There are several variations of the two-pointer technique, each suited to particular problem types:
1. Opposite Ends (Meeting in the Middle):
This approach is useful when searching for pairs or subarrays that satisfy a specific condition. One pointer starts at the beginning of the data structure, and the other starts at the end. They move towards each other, adjusting their positions based on the condition being checked.
Example: Find two numbers in a sorted array that sum to a target value.
function findSumPair(arr, target) {
let left = 0;
let right = arr.length - 1;
while (left < right) {
const sum = arr[left] + arr[right];
if (sum === target) {
return [left, right]; // Found the pair
} else if (sum < target) {
left++; // Move the left pointer to increase the sum
} else {
right--; // Move the right pointer to decrease the sum
}
}
return null; // No pair found
}
const sortedArray = [2, 7, 11, 15];
const targetValue = 18;
const result = findSumPair(sortedArray, targetValue);
if (result) {
console.log(`Pair found at indices: ${result}`);
}
else {
console.log("Pair not found")
}
2. Same Direction (Sliding Window):
This variation is commonly used for problems involving subarrays or substrings of a specific length or property.
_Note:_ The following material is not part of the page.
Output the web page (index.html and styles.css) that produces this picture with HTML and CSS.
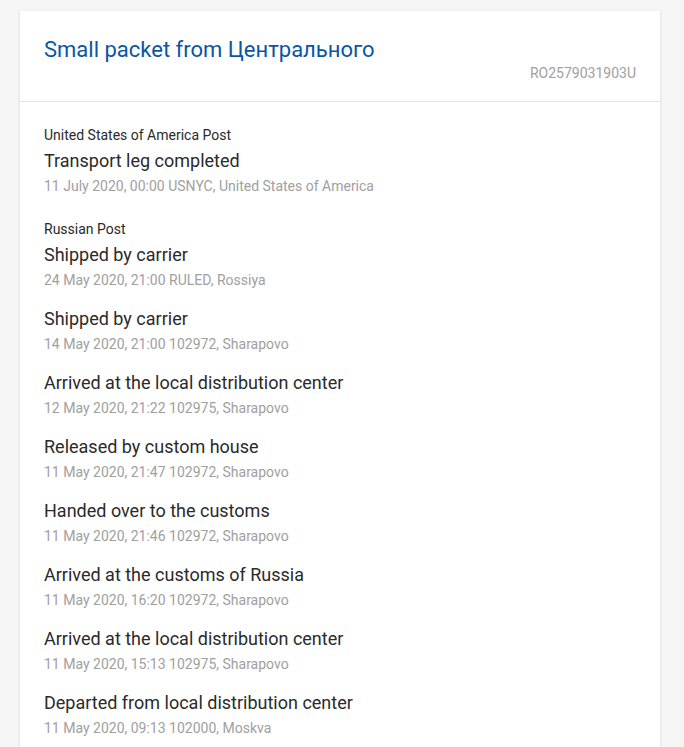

One pointer marks the beginning of the window, and the other marks the end. The window “slides” through the data structure, maintaining a certain condition.
Example: Find the maximum sum of a subarray of size k.
function maxSubarraySum(arr, k) {
if (k > arr.length || k <= 0) return 0;
let maxSum = 0;
let currentSum = 0;
// Calculate initial window sum
for (let i = 0; i < k; i++) {
currentSum += arr[i];
}
maxSum = currentSum;
// Slide the window
for (let i = k; i < arr.length; i++) {
currentSum = currentSum + arr[i] - arr[i - k]; // Efficiently update the sum
maxSum = Math.max(maxSum, currentSum);
}
return maxSum;
}
const array = [1, 4, 2, 10, 23, 3, 1, 0, 20];
const k = 4;
const maxSum = maxSubarraySum(array, k);
console.log("Maximum subarray sum:", maxSum);
3. Fast and Slow Pointers (Hare and Tortoise):
This technique is often used to detect cycles in linked lists or to find elements at specific positions (e.g., the middle element). The fast pointer moves two steps at a time, while the slow pointer moves one step at a time.
By strategically using these variations, you can optimize solutions to many array and linked list problems, reducing time complexity from O(n^2) to O(n) in many cases. Two pointers is a powerful tool in your DSA problem-solving arsenal.